The county has offered him repayment plans for tax bills that racked up for years and years, and Thomas has admitted in a previous interview that he makes more money investing his cash in real estate than paying his property taxes, even after incurring late fees and penalties.
Land Bank Executive Director Patrick Bravo and Summit Count Fiscal Office staff keep a close eye on Thomas‘ properties. They’re unsure of how he continues to buy and sell rentals, and stay in business, while losing dozens of properties to foreclosure and paying hundreds of thousands of dollars in back taxes to keep others. It happened again last year: he paid $50,000 for the home on 18th Street in Kenmore while accumulating the same amount in delinquent property tax debt.
Among the 86 properties targeted by foreclosures, Thomas paid the taxes or sold 40. The Land Bank took possession of the other 46. A dozen have been demolished, with two more scheduled to come down. Fourteen were vacant lots — often the site of a former home torn down by the city and accumulating delinquent taxes.

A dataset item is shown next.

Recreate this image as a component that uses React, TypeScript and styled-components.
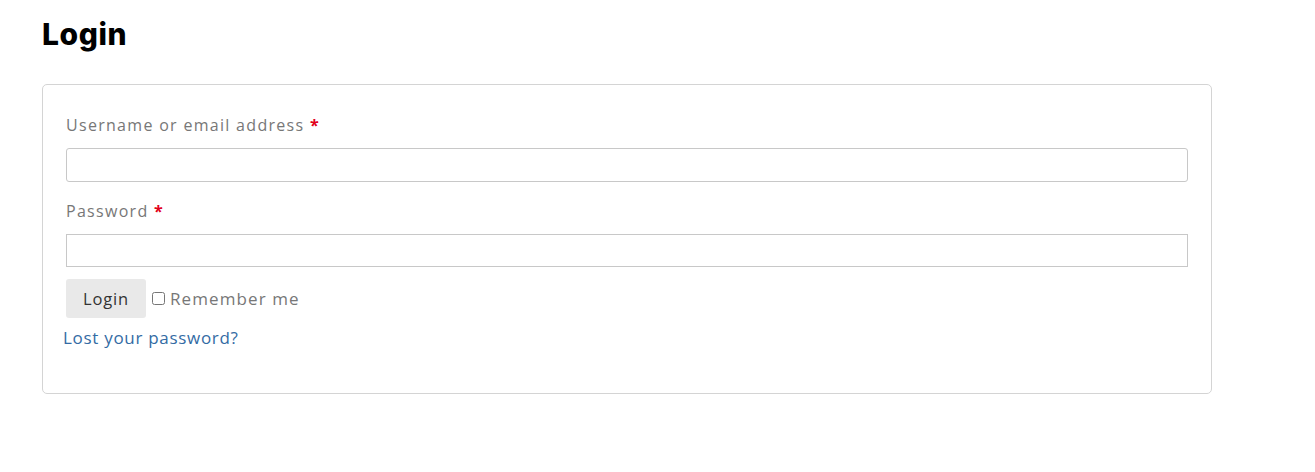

After wiping clean the delinquent taxes, the Land Bank sold five properties through a Realtor and another on its website. A second property is expected to sell online.
Tenants caught up in the enforcement action were asked if they wanted to buy the homes and businesses from the Land Bank after foreclosure — for as little as 10 cents on the dollar. Four renters and two businesses took that offer, including a daycare on South Arlington Street and auto-repair shop on East Exchange Street.
“This has worked really well,” Bravo said of coordinating enforcement with the county. “We’ve got some success stories, but they don’t come without challenges.” One tenant, he noted, wanted to buy her rental unit in North Hill. But it was condemned, so the Land Bank sold her another house it owned in south University Park.